-- Data provided start --
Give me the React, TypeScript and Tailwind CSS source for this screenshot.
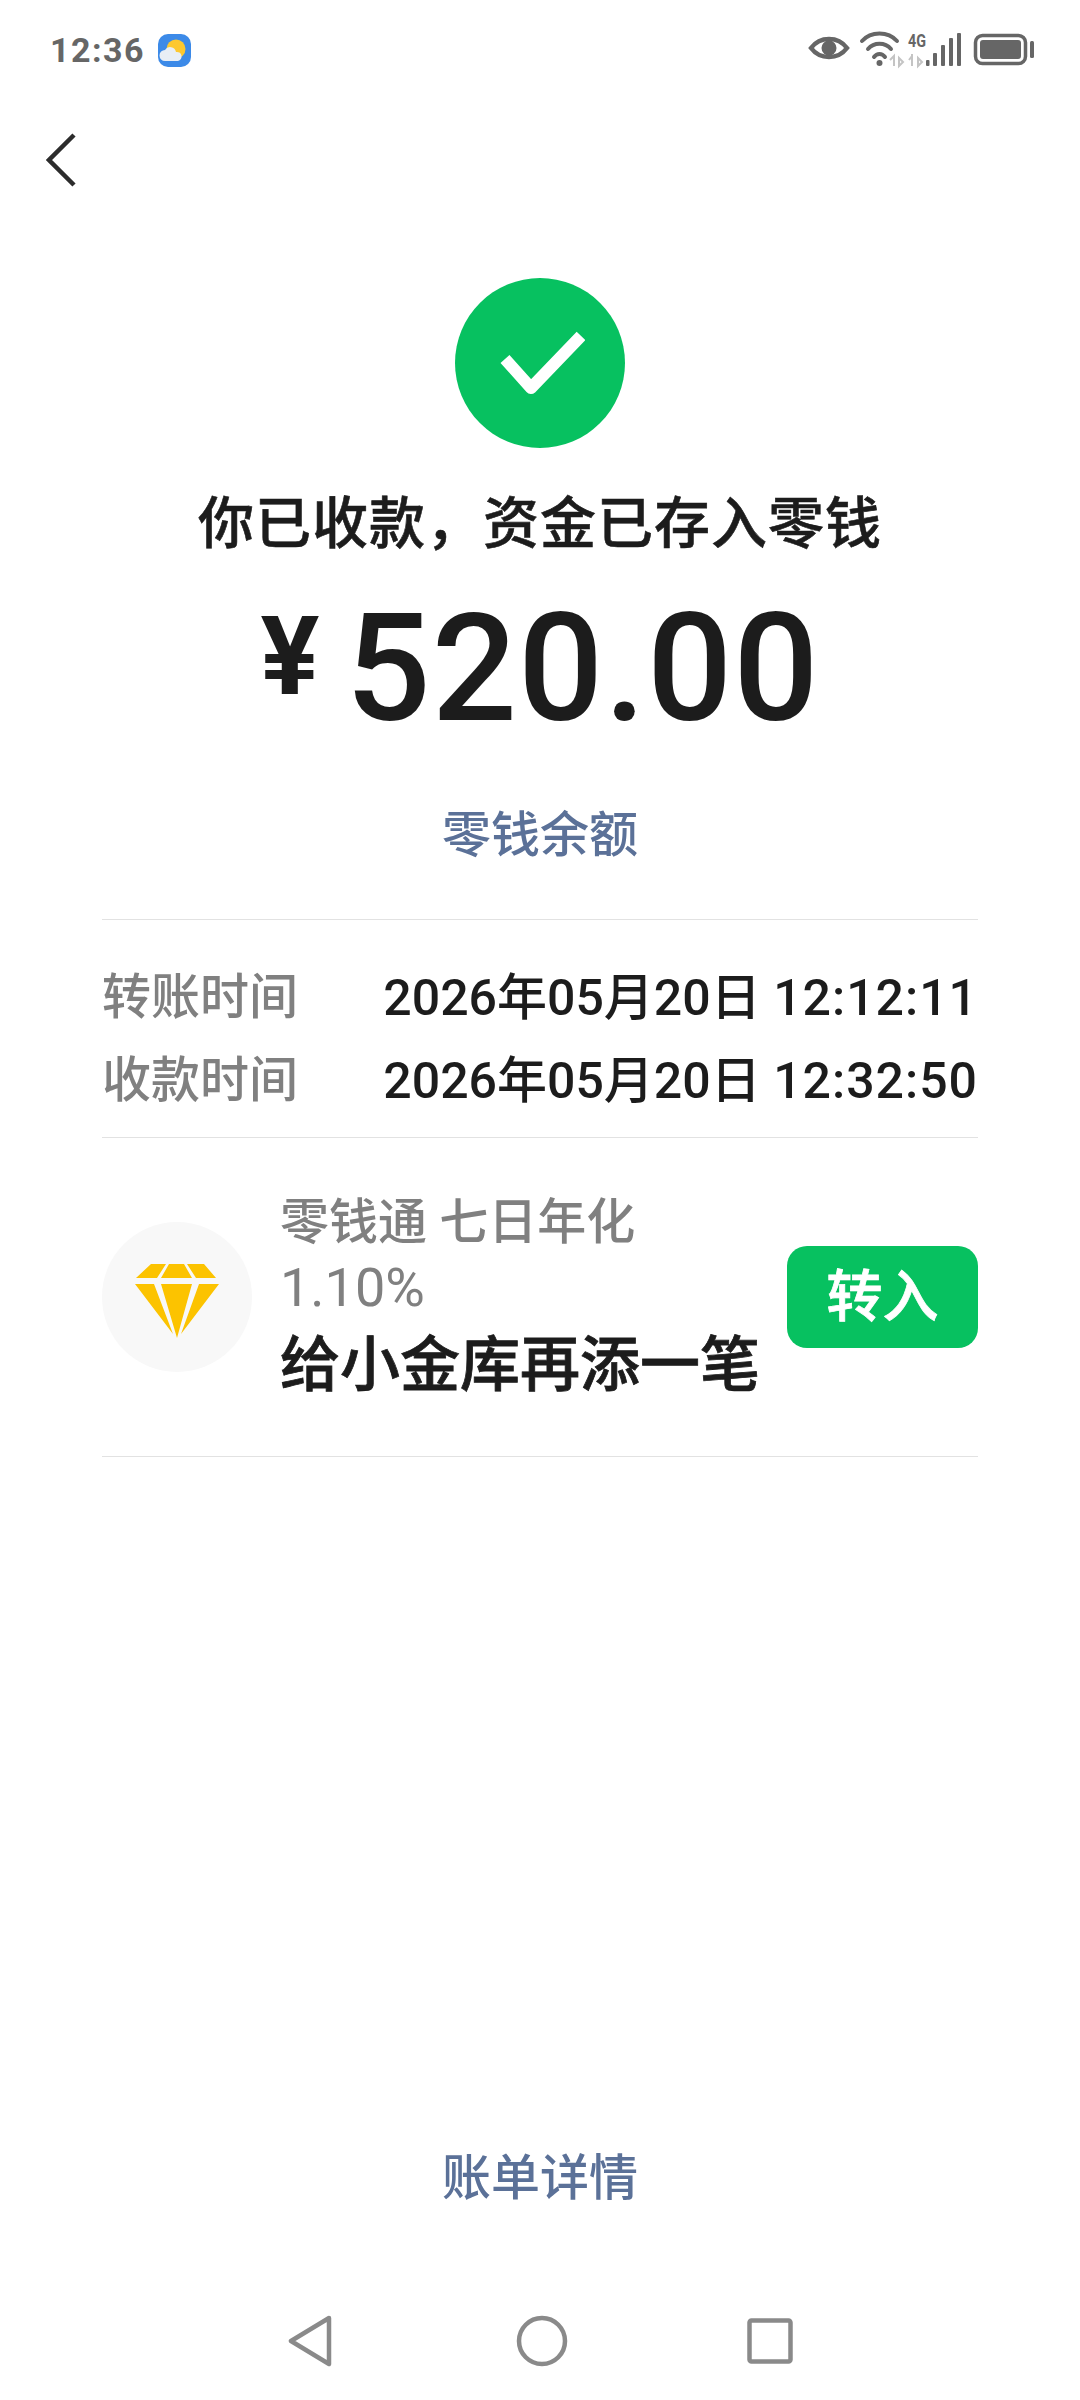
import React from "react";

const cjk = "font-['Roboto','Noto_Sans_CJK_SC',sans-serif]";

const StatusIcons = () => (
    <svg width="228" height="40" viewBox="0 0 228 40" fill="none">
        {/* eye */}
        <path d="M3 18 C12 6 30 6 39 18 C30 30 12 30 3 18 Z" stroke="#666" strokeWidth="4.5" />
        <circle cx="21" cy="18" r="7.5" fill="#666" />
        {/* wifi */}
        <path d="M54 11 C63 1 80 1 89 11" stroke="#666" strokeWidth="4" strokeLinecap="round" />
        <path d="M60 19 C66 12 77 12 83 19" stroke="#666" strokeWidth="4" strokeLinecap="round" />
        <path d="M66 27 C69 23 74 23 77 27" stroke="#666" strokeWidth="4" strokeLinecap="round" />
        <circle cx="71.5" cy="33" r="3" fill="#666" />
        <path d="M82 30 l4 -4 v10 M91 28 v8 l4 -4 z" stroke="#c4c4c4" strokeWidth="2" />
        {/* signal */}
        <text x="100" y="17" fill="#666" fontSize="18" fontWeight="700" fontFamily="Roboto" textLength="18" lengthAdjust="spacingAndGlyphs">4G</text>
        <path d="M104 26 l-3 4 M104 24 v12 M110 28 v8 l4 -4 z" stroke="#c4c4c4" strokeWidth="2" />
        <rect x="118" y="30" width="3.5" height="6" rx="1" fill="#666" />
        <rect x="125" y="23" width="4" height="13" rx="1" fill="#666" />
        <rect x="133" y="15" width="4" height="21" rx="1" fill="#666" />
        <rect x="141" y="8" width="4" height="28" rx="1" fill="#666" />
        <rect x="149" y="3" width="4" height="33" rx="1" fill="#666" />
        {/* battery */}
        <rect x="167.5" y="5.5" width="50" height="28" rx="7" stroke="#666" strokeWidth="3.5" />
        <rect x="172" y="10" width="41" height="19" rx="3" fill="#666" />
        <rect x="222" y="11" width="4" height="17" rx="1.5" fill="#666" />
    </svg>
);

const Diamond = () => (
    <svg width="84" height="74" viewBox="0 0 84 74" className="mt-[8px]">
        <path d="M16 0 H31 L22 14 H1 Z M34 0 H49 L57 14 H26 Z M52 0 H69 L81 14 H61 Z" fill="#fcc300" />
        <path d="M0 20 H19 L38 70 Z M26 20 H57 L42 74 Z M64 20 H84 L46 70 Z" fill="#fcc300" />
    </svg>
);

const TimeRow = ({ label, date, time }: { label: string; date: string; time: string }) => (
    <div className="flex h-[83px] items-center justify-between">
        <span className="text-[49px] leading-none font-medium text-[#808080]">{label}</span>
        <span className="text-[50px] leading-none font-medium whitespace-pre text-[#1c1c1c]">
            {date} <span className="tracking-[1px]">{time}</span>
        </span>
    </div>
);

export default function App() {
    return (
        <div className={`flex h-[2400px] w-[1080px] flex-col bg-white ${cjk}`}>
            {/* Status bar */}
            <div className="flex h-[100px] items-center justify-between pr-[44px] pl-[50px]">
                <div className="flex items-center gap-[13px]">
                    <span className="text-[34px] leading-none font-bold tracking-[1.5px] text-[#666]">12:36</span>
                    <svg width="33" height="33" viewBox="0 0 33 33">
                        <rect width="33" height="33" rx="10" fill="#3c8ae8" />
                        <circle cx="18" cy="15" r="9.5" fill="#fdc82f" />
                        <path d="M7 27 a5.5 5.5 0 0 1 0 -11 a6 6 0 0 1 11 2 a4.5 4.5 0 0 1 2 9 Z" fill="#e8eef5" />
                    </svg>
                </div>
                <StatusIcons />
            </div>

            {/* Back */}
            <div className="flex h-[120px] items-center pl-[46px]">
                <svg width="32" height="56" viewBox="0 0 32 56" fill="none">
                    <path d="M28 3 L3 28 L28 53" stroke="#2c2c2c" strokeWidth="4.5" />
                </svg>
            </div>

            {/* Result */}
            <div className="flex flex-col items-center pt-[58px]">
                <div className="flex h-[170px] w-[170px] items-center justify-center rounded-full bg-[#07c160]">
                    <svg width="90" height="72" viewBox="0 0 90 72" fill="none">
                        <path d="M10 32 L36 61 L86 9" stroke="#fff" strokeWidth="12" strokeLinejoin="round" />
                    </svg>
                </div>
                <div className="mt-[40px] text-[56px] leading-[72px] font-medium tracking-[1px] text-[#1c1c1c] [-webkit-text-stroke:0.6px_#1c1c1c]">
                    {"你已收款\uFF0C资金已存入零钱"}
                </div>
                <div className="mt-[34px] flex h-[150px] items-center text-[#1c1c1c]">
                    <span className="mr-[26px] mb-[24px] text-[110px] leading-none font-bold">¥</span>
                    <span className="text-[150px] leading-none font-medium tracking-[1px]">520.00</span>
                </div>
                <div className="mt-[57px] text-[49px] leading-[70px] font-medium text-[#5b7198]">零钱余额</div>
            </div>

            {/* Details */}
            <div className="mx-[102px] mt-[48px]">
                <div className="border-y border-[#e2e2e2] pt-[36px] pb-[15px]">
                    <TimeRow label="转账时间" date="2026年05月20日" time="12:12:11" />
                    <TimeRow label="收款时间" date="2026年05月20日" time="12:32:50" />
                </div>
                <div className="flex h-[319px] items-center border-b border-[#e2e2e2]">
                    <div className="flex h-[150px] w-[150px] shrink-0 items-center justify-center rounded-full bg-[#f8f8f8]">
                        <Diamond />
                    </div>
                    <div className="ml-[28px] flex-1">
                        <div className="text-[49px] leading-[66px] font-medium text-[#808080]">零钱通 七日年化</div>
                        <div className="text-[54px] leading-[64px] font-normal text-[#808080]">1.10%</div>
                        <div className="mt-[8px] text-[60px] leading-[76px] font-medium text-[#1c1c1c] [-webkit-text-stroke:0.8px_#1c1c1c]">给小金库再添一笔</div>
                    </div>
                    <div className="flex h-[102px] w-[191px] shrink-0 items-center justify-center rounded-[20px] bg-[#07c160] text-[56px] font-medium text-white [-webkit-text-stroke:0.8px_#fff]">
                        转入
                    </div>
                </div>
            </div>

            <div className="flex-1" />

            {/* Bill link */}
            <div className="text-center text-[49px] leading-[70px] font-medium text-[#5b7198]">账单详情</div>

            {/* Nav bar */}
            <div className="mt-[93px] flex h-[93px] items-start justify-center gap-[179px] pt-[8px]">
                <svg width="46" height="52" viewBox="0 0 46 52" fill="none" className="mr-[3px]">
                    <path d="M41 3 L3 26 L41 49 Z" stroke="#8a8a8a" strokeWidth="4.5" strokeLinejoin="round" />
                </svg>
                <svg width="52" height="52" viewBox="0 0 52 52" fill="none">
                    <circle cx="26" cy="26" r="23" stroke="#8a8a8a" strokeWidth="4.5" />
                </svg>
                <svg width="46" height="46" viewBox="0 0 46 46" fill="none" className="mt-[3px]">
                    <rect x="2.5" y="2.5" width="41" height="41" rx="2" stroke="#8a8a8a" strokeWidth="4.5" />
                </svg>
            </div>
        </div>
    );
}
-- Data provided end --
__Description of the task__
Without including any pictures, reproduce the listing exactly.

__Finished answer__
Give me the React, TypeScript and Tailwind CSS source for this screenshot.
import React from "react";

const cjk = "font-['Roboto','Noto_Sans_CJK_SC',sans-serif]";

const StatusIcons = () => (
    <svg width="228" height="40" viewBox="0 0 228 40" fill="none">
        {/* eye */}
        <path d="M3 18 C12 6 30 6 39 18 C30 30 12 30 3 18 Z" stroke="#666" strokeWidth="4.5" />
        <circle cx="21" cy="18" r="7.5" fill="#666" />
        {/* wifi */}
        <path d="M54 11 C63 1 80 1 89 11" stroke="#666" strokeWidth="4" strokeLinecap="round" />
        <path d="M60 19 C66 12 77 12 83 19" stroke="#666" strokeWidth="4" strokeLinecap="round" />
        <path d="M66 27 C69 23 74 23 77 27" stroke="#666" strokeWidth="4" strokeLinecap="round" />
        <circle cx="71.5" cy="33" r="3" fill="#666" />
        <path d="M82 30 l4 -4 v10 M91 28 v8 l4 -4 z" stroke="#c4c4c4" strokeWidth="2" />
        {/* signal */}
        <text x="100" y="17" fill="#666" fontSize="18" fontWeight="700" fontFamily="Roboto" textLength="18" lengthAdjust="spacingAndGlyphs">4G</text>
        <path d="M104 26 l-3 4 M104 24 v12 M110 28 v8 l4 -4 z" stroke="#c4c4c4" strokeWidth="2" />
        <rect x="118" y="30" width="3.5" height="6" rx="1" fill="#666" />
        <rect x="125" y="23" width="4" height="13" rx="1" fill="#666" />
        <rect x="133" y="15" width="4" height="21" rx="1" fill="#666" />
        <rect x="141" y="8" width="4" height="28" rx="1" fill="#666" />
        <rect x="149" y="3" width="4" height="33" rx="1" fill="#666" />
        {/* battery */}
        <rect x="167.5" y="5.5" width="50" height="28" rx="7" stroke="#666" strokeWidth="3.5" />
        <rect x="172" y="10" width="41" height="19" rx="3" fill="#666" />
        <rect x="222" y="11" width="4" height="17" rx="1.5" fill="#666" />
    </svg>
);

const Diamond = () => (
    <svg width="84" height="74" viewBox="0 0 84 74" className="mt-[8px]">
        <path d="M16 0 H31 L22 14 H1 Z M34 0 H49 L57 14 H26 Z M52 0 H69 L81 14 H61 Z" fill="#fcc300" />
        <path d="M0 20 H19 L38 70 Z M26 20 H57 L42 74 Z M64 20 H84 L46 70 Z" fill="#fcc300" />
    </svg>
);

const TimeRow = ({ label, date, time }: { label: string; date: string; time: string }) => (
    <div className="flex h-[83px] items-center justify-between">
        <span className="text-[49px] leading-none font-medium text-[#808080]">{label}</span>
        <span className="text-[50px] leading-none font-medium whitespace-pre text-[#1c1c1c]">
            {date} <span className="tracking-[1px]">{time}</span>
        </span>
    </div>
);

export default function App() {
    return (
        <div className={`flex h-[2400px] w-[1080px] flex-col bg-white ${cjk}`}>
            {/* Status bar */}
            <div className="flex h-[100px] items-center justify-between pr-[44px] pl-[50px]">
                <div className="flex items-center gap-[13px]">
                    <span className="text-[34px] leading-none font-bold tracking-[1.5px] text-[#666]">12:36</span>
                    <svg width="33" height="33" viewBox="0 0 33 33">
                        <rect width="33" height="33" rx="10" fill="#3c8ae8" />
                        <circle cx="18" cy="15" r="9.5" fill="#fdc82f" />
                        <path d="M7 27 a5.5 5.5 0 0 1 0 -11 a6 6 0 0 1 11 2 a4.5 4.5 0 0 1 2 9 Z" fill="#e8eef5" />
                    </svg>
                </div>
                <StatusIcons />
            </div>

            {/* Back */}
            <div className="flex h-[120px] items-center pl-[46px]">
                <svg width="32" height="56" viewBox="0 0 32 56" fill="none">
                    <path d="M28 3 L3 28 L28 53" stroke="#2c2c2c" strokeWidth="4.5" />
                </svg>
            </div>

            {/* Result */}
            <div className="flex flex-col items-center pt-[58px]">
                <div className="flex h-[170px] w-[170px] items-center justify-center rounded-full bg-[#07c160]">
                    <svg width="90" height="72" viewBox="0 0 90 72" fill="none">
                        <path d="M10 32 L36 61 L86 9" stroke="#fff" strokeWidth="12" strokeLinejoin="round" />
                    </svg>
                </div>
                <div className="mt-[40px] text-[56px] leading-[72px] font-medium tracking-[1px] text-[#1c1c1c] [-webkit-text-stroke:0.6px_#1c1c1c]">
                    {"你已收款\uFF0C资金已存入零钱"}
                </div>
                <div className="mt-[34px] flex h-[150px] items-center text-[#1c1c1c]">
                    <span className="mr-[26px] mb-[24px] text-[110px] leading-none font-bold">¥</span>
                    <span className="text-[150px] leading-none font-medium tracking-[1px]">520.00</span>
                </div>
                <div className="mt-[57px] text-[49px] leading-[70px] font-medium text-[#5b7198]">零钱余额</div>
            </div>

            {/* Details */}
            <div className="mx-[102px] mt-[48px]">
                <div className="border-y border-[#e2e2e2] pt-[36px] pb-[15px]">
                    <TimeRow label="转账时间" date="2026年05月20日" time="12:12:11" />
                    <TimeRow label="收款时间" date="2026年05月20日" time="12:32:50" />
                </div>
                <div className="flex h-[319px] items-center border-b border-[#e2e2e2]">
                    <div className="flex h-[150px] w-[150px] shrink-0 items-center justify-center rounded-full bg-[#f8f8f8]">
                        <Diamond />
                    </div>
                    <div className="ml-[28px] flex-1">
                        <div className="text-[49px] leading-[66px] font-medium text-[#808080]">零钱通 七日年化</div>
                        <div className="text-[54px] leading-[64px] font-normal text-[#808080]">1.10%</div>
                        <div className="mt-[8px] text-[60px] leading-[76px] font-medium text-[#1c1c1c] [-webkit-text-stroke:0.8px_#1c1c1c]">给小金库再添一笔</div>
                    </div>
                    <div className="flex h-[102px] w-[191px] shrink-0 items-center justify-center rounded-[20px] bg-[#07c160] text-[56px] font-medium text-white [-webkit-text-stroke:0.8px_#fff]">
                        转入
                    </div>
                </div>
            </div>

            <div className="flex-1" />

            {/* Bill link */}
            <div className="text-center text-[49px] leading-[70px] font-medium text-[#5b7198]">账单详情</div>

            {/* Nav bar */}
            <div className="mt-[93px] flex h-[93px] items-start justify-center gap-[179px] pt-[8px]">
                <svg width="46" height="52" viewBox="0 0 46 52" fill="none" className="mr-[3px]">
                    <path d="M41 3 L3 26 L41 49 Z" stroke="#8a8a8a" strokeWidth="4.5" strokeLinejoin="round" />
                </svg>
                <svg width="52" height="52" viewBox="0 0 52 52" fill="none">
                    <circle cx="26" cy="26" r="23" stroke="#8a8a8a" strokeWidth="4.5" />
                </svg>
                <svg width="46" height="46" viewBox="0 0 46 46" fill="none" className="mt-[3px]">
                    <rect x="2.5" y="2.5" width="41" height="41" rx="2" stroke="#8a8a8a" strokeWidth="4.5" />
                </svg>
            </div>
        </div>
    );
}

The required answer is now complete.